Premièrement, asseoir de la manière la plus complète et concrète la vision interdisciplinaire du projet. En effet, si les premiers domaines de recherche jouent le rôle central de production des réponses techniques et technologiques aux besoins stratégiques exprimés par l’Etat, certaines de disciplines des Sciences sociales et humaines, déployées dans une perspective d’ingénierie, sauront capables d’apporter les éléments d’information nécessaires à la conception, à l’élaboration des grandes orientations stratégiques scientifiques du pays, tout en contribuant à l’évaluation de la mise en œuvre de ces orientations stratégiques ainsi qu’à la mesure de leur impact réel sur la transformation de la société. A ce titre, on pourrait citer des disciplines comme l’Epistémologie, les Nouvelles pensées philosophiques en matière d’Ecologie, d’Environnement, d’Intelligence artificielle et de Biotechnologie ;  l’Intelligence juridique et économique ; l’Economie de la connaissance, la Géopolitique des connaissances ainsi que les Etudes de politiques publiques et l’Ingénierie sociologique.

Deuxièmement, l’ouverture aux Humanités, notamment aux Arts et Lettres, en plus des disciplines précitées, est la voie idoine pour faire de la Cité des sciences et de l’innovation un véritable lieu de créativité mais surtout de règne d’un esprit critique chez les ingénieurs de tout type vis-à-vis de leur activité ainsi que de ses résultats. C’est de cette manière que l’on pourrait réussir à ancrer l’activité scientifique effectuée au sein de la Cité dans le cadre général de la société afin qu’il  n’y ait pas un monde dans le monde mais plutôt des mondes ou des parties d’un même monde en perpétuels interaction, dialogue, échange et communication.
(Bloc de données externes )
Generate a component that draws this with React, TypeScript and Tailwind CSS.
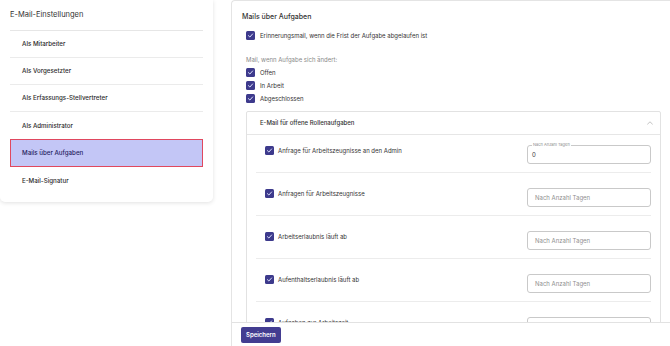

Etre dans la société, en lien continu avec elle, est la voie la plus pertinente pour saisir ses besoins et apporter des réponses adaptées.

Enfin, la dernière, mais non moins importante, raison est le fait que ces Humanités ne connaissent souvent les plus importants progrès en termes d’innovation conceptuelle, de méthode, de réflexion critique que dans leur interaction, dialogue, échange et communication avec les sciences dites « dures » et les résultats qu’elles produisent. Ainsi, mettre les Humanités en contact direct avec la production scientifique et les innovations au sein de la Cité, c’est offrir à la Guinée une occasion exceptionnelle de jouer un rôle d’avant-garde dans la dynamique intellectuelle en cours aujourd’hui, celle qui fait de l’Afrique l’une des voix les plus audibles et respectables en matière de réflexion critique et prospective sur le devenir de notre monde. Il s’agit de mutation que dénote l’attribution récente à l’historien, politiste et philosophe camerounais Achille Mbembe du prix Holberg (équivalent du prix Nobel pour le domaine des sciences sociales et humaines).

Ce que nous attendons proposer aux acteurs qui assurent la direction de cet ambitieux projet pour notre pays, à la lumière de ce qui précède, c’est la création d’un Institut des Pensées critiques et prospectives ou l’Institut des Humanités au sein de la Cité. Un institut dédié à la recherche appliquée et fondamentale dans les domaines des Humanités, notamment dans les disciplines scientifiques « fondamentales » citées dans cette brève contribution.

Dr Kourouma Oumar, spécialiste d’Histoire, Sociologie et Théorie du Droit et des Sciences Politiques, Enseignant Chercheur, Gérant associé de K&A Training and Legal Intelligence Management, Vice-Président de Guinean Initiative for New Generation Action (GIGA).